#### [Objective]
Determine how many lines include "components". Give the number and nothing else.
-- begin Data --
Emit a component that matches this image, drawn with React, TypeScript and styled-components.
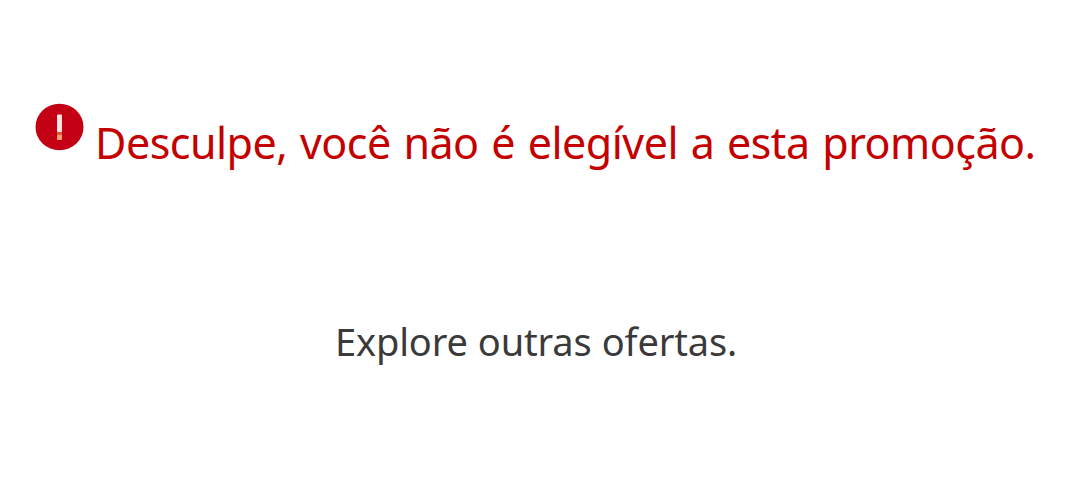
import React from 'react'
import styled, { createGlobalStyle } from 'styled-components'

const GlobalStyle = createGlobalStyle`
  body {
    margin: 0;
    background: #fff;
    font-family: 'Noto Sans', 'Open Sans', sans-serif;
  }
`

const PageWrapper = styled.main`
  height: 500px;
  overflow: hidden;
  padding-top: 103px;
  box-sizing: border-box;
`

const ErrorRow = styled.div`
  display: flex;
  align-items: flex-start;
  padding-left: 35px;
`

const AlertIcon = styled.svg`
  width: 49px;
  height: 48px;
  flex: none;
`

const ErrorText = styled.h1`
  margin: 10px 0 0 11px;
  color: #c40000;
  font-size: 43px;
  font-weight: 400;
  line-height: 60px;
  letter-spacing: -0.5px;
  word-spacing: 2px;
  white-space: nowrap;
`

const OffersText = styled.p`
  margin: 141px 0 0 335px;
  color: #3a3a3a;
  font-size: 38px;
  line-height: 54px;
  letter-spacing: -0.15px;
  word-spacing: 0.4px;
  white-space: nowrap;
`

export default function App() {
  return (
    <PageWrapper>
      <GlobalStyle />
      <ErrorRow>
        <AlertIcon viewBox="0 0 49 48" aria-hidden="true">
          <ellipse cx="24.5" cy="24" rx="24" ry="23.3" fill="#c40014" />
          <rect x="22" y="11.5" width="5" height="17.5" rx="0.8" fill="#f9e4e4" />
          <rect x="22" y="29" width="5" height="2.5" fill="#e0562f" />
          <rect x="22" y="31.5" width="5" height="5.5" rx="0.8" fill="#f5a070" />
        </AlertIcon>
        <ErrorText>Desculpe, você não é elegível a esta promoção.</ErrorText>
      </ErrorRow>
      <OffersText>Explore outras ofertas.</OffersText>
    </PageWrapper>
  )
}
-- end Data --
#### [Response for this exercise]
2